Here's the thing: I don't believe that any two records can be exactly the same and hence deserve the same score. Now since there are obviously more than 100 metal records in existence, it's impossible to give every record a different score. But what IS possible is to assign a top rating. a 100 is THE highest rating. This score necessarily needs to be reserved for that ONE record in your collection that you believe is the BEST RECORD OF ALL TIME. A record that no others can top. To give out more than one 100 score means that you really aren't sure what you like best, and more than that, aren't really putting new records in context, because scores can change over time. I probably wouldn't have put Reign In Blood at #1 on release day in 1986. But over time, it's proven itself worthy...

Point being, acceptable candidates for the 100 slot would surely include the first 3 Sabbath records, Sad Wings, Painkiller, Puppets, Rust in Peace, Ace of Spades, Bonded By Blood, etc. And I wouldn't fault anyone for placing any of these records at 100. But in this reviewer's eyes, it is metal sacrilege to have Reign In Blood sitting on this glorious website at a paltry 81, and here's why:

For all the cries about the major label sellout, the big time producer and all that shit, has any band ever conformed LESS to what we typify as major label influence? Priest did pop covers at their label's request which then turned into pop metal originals, Maiden did Women In Uniform, Metallica went on MTV with a ballad, and Slayer did what, got faster and heavier?! yes! sure the songs got shorter, but they cut the fat, got straight to the point, and still didn't cut the solos out. And maybe that was Rubin's influence, but the difference is that is benefitted the songs and the album enormously. For the first time, a metal band took what was great about punk, the succinct and straightforward delivery, and actually used it to create a better heavy metal song. I love punk rock but there is nothing punk rock about the songs on Reign In Blood. They are out and out heavy metal songs played faster, with more precision, and with a more venomous but contradictorily clearer and organic delivery than had ever happened before or since.

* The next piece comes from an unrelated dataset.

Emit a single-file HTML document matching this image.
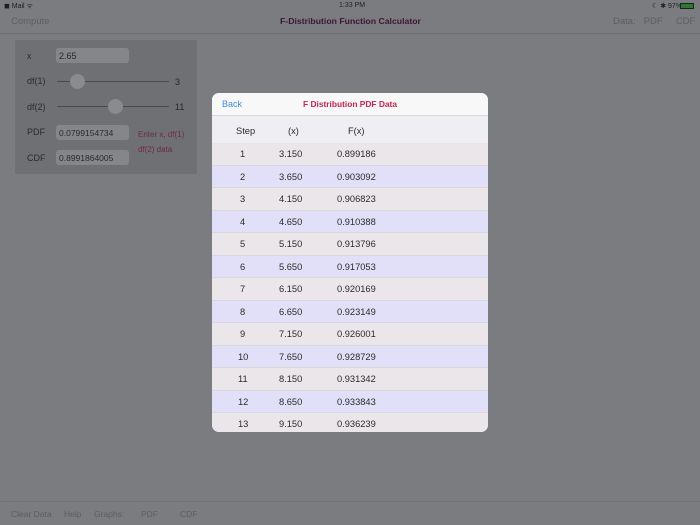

And let's talk about precision. Not the precision of pro-tooled digital autonomous bullshit that is all-consuming in our current time, but the precision of skilled musicians, skillfully recorded. Don't get me wrong, I love raw and I love early Slayer. There are some absolutely killer songs, but like early Kreator, Venom, Bathory, even Megadeth, they are muddy as hell. A cacophony of noise. And sometimes a cacophony of noise suits my mood just fine. But more often than not, a precision-guided metal attack destroys all comers. When it comes to Reign In Blood, the production suits the songs perfectly. Songs this fast, with double kick and rhythm guitar work this good, would simply come across as a sludgy mess with production any less clear than Rubin's (listen to the snare!). But in the process, he sacrifices absolutely none of the immediacy and brutal attack of the songs. They hit, and they hit hard. Crank this record up (especially the original master, with all dynamics fully intact) and you can hear every little nuance of every instrument, with drums and solos obviously at the forefront. And if repetition is truth, then I say again, clarity equals power. And that point is proven in an instant by comparing the Reign In Blood session outtake of Aggressive Perfector with the original Metal Massacre III version found on the Haunting the Chapel EP reissue.

It wasn't Hanneman & King's original, confrontational songs. It wasn't Araya's aggressive, brutal but still memorable vocals. It wasn't Lombardo's genre-defining double kick onslaught. It wasn't Rubin's heavy but crystal clear production. It was the perfect storm of all of all those elements, combined into one half-hour record, recorded in 1986, that ultimately constituted the greatest heavy metal record of all time. hands down. 100.